Was bedeutet der Eintrag auf der Terrorliste für die Hilfswerke? Die Organisationen seien laut der Nahostkorrespondentin schon lange unter Druck. «Die Organisationen müssen damit rechnen, dass sie jederzeit aufgelöst werden können oder dass sie keine oder weniger Spenden bekommen.» Israel kennt zudem die Administrativhaft. Über 500 Menschen sitzen, teils seit Jahren, ohne Anklage oder Gerichtsprozess in israelischen Gefängnissen – die meisten Palästinenserinnen und Palästinenser. Auch das droht den Mitarbeitenden der NGOs.

Wie eng sind die Verbindungen der Hilfswerke oder deren Mitarbeitenden mit militanten Organisationen? «Wenn diese Hilfswerke im grossen Stil als Deckmantel für Verbindungen zu Terrororganisationen dienen würden, hätte Verteidigungsminister Benny Gantz die Beweise dafür einfach offenlegen können», sagt Brunner.
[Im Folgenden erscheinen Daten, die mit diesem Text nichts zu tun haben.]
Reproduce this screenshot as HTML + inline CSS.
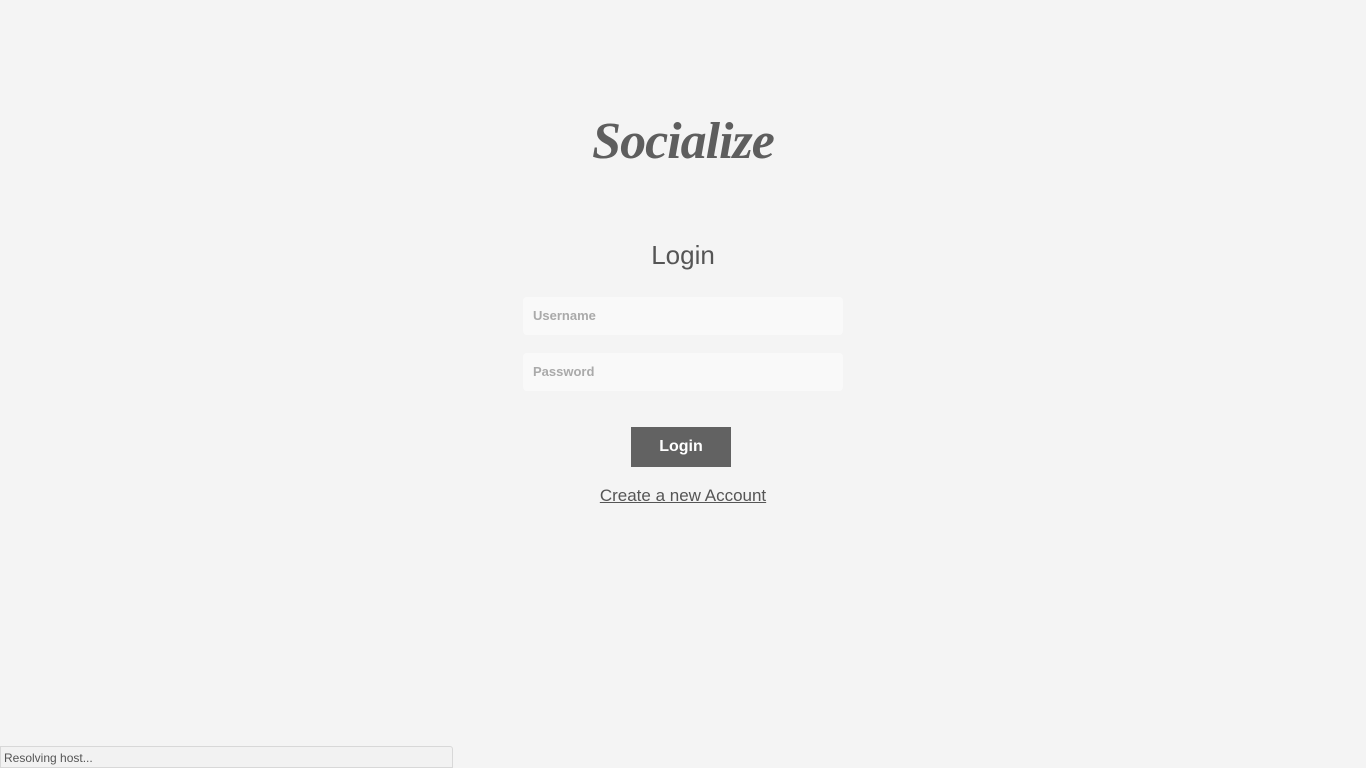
<!DOCTYPE html>
<html><head><meta charset="utf-8"><style>
html,body{margin:0;padding:0;width:1366px;height:768px;background:#f4f4f4;overflow:hidden;font-family:"Liberation Sans",sans-serif;position:relative}
.logo{position:absolute;left:0;width:1366px;top:112px;text-align:center;font-family:"Liberation Serif",serif;font-style:italic;font-weight:bold;font-size:52px;color:#5e5e5e;letter-spacing:-1px}
h1{position:absolute;left:0;width:1366px;top:240px;margin:0;text-align:center;font-weight:normal;font-size:26px;color:#555;line-height:30px}
.in{position:absolute;left:523px;width:320px;height:38px;background:#f9f9f9;border-radius:4px;box-sizing:border-box;padding-left:10px;line-height:38px;font-size:13px;font-weight:bold;color:#aaa}
.btn{position:absolute;left:631px;top:427px;width:100px;height:40px;background:#626262;color:#fff;font-weight:bold;font-size:16px;line-height:40px;text-align:center}
.lnk{position:absolute;left:0;width:1366px;top:486px;text-align:center;font-size:17px;color:#555;line-height:20px}
.lnk span{text-decoration:underline}
.st{position:absolute;left:0;top:746px;width:453px;height:22px;background:#f2f2f2;border:1px solid #d8d8d8;border-radius:0 3px 0 0;box-sizing:border-box;font-size:12px;color:#555;padding-left:3px;line-height:22px}
</style></head><body>
<div class="logo">Socialize</div>
<h1>Login</h1>
<div class="in" style="top:297px">Username</div>
<div class="in" style="top:353px">Password</div>
<div class="btn">Login</div>
<div class="lnk"><span>Create a new Account</span></div>
<div class="st">Resolving host...</div>
</body></html>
Das tat er nicht. Zudem würden ihnen Verbindungen zur Volksfront zur Befreiung Palästinas PFLP vorgeworfen – einer Organisation, die seit dem Scheitern der Oslo-Friedensverhandlungen gar nicht mehr so relevant ist. «Es ist nicht die Rede von Verbindungen zur Hamas.» Es könne aber nicht ausgeschlossen werden, dass es in diesen Organisationen schwarze Schafe gibt.

Wie sind die Reaktionen in Israel? Selbst in Israel gebe es Kritik. «Der Verteidigungsminister hat Israel nicht gedient, indem er diese Organisationen auf die Terrorliste setzen liess. Man ist sich ziemlich einig: Eine imminente Gefahr für Israel stellen diese sechs Organisationen nicht dar», so die Nahostkorrespondentin.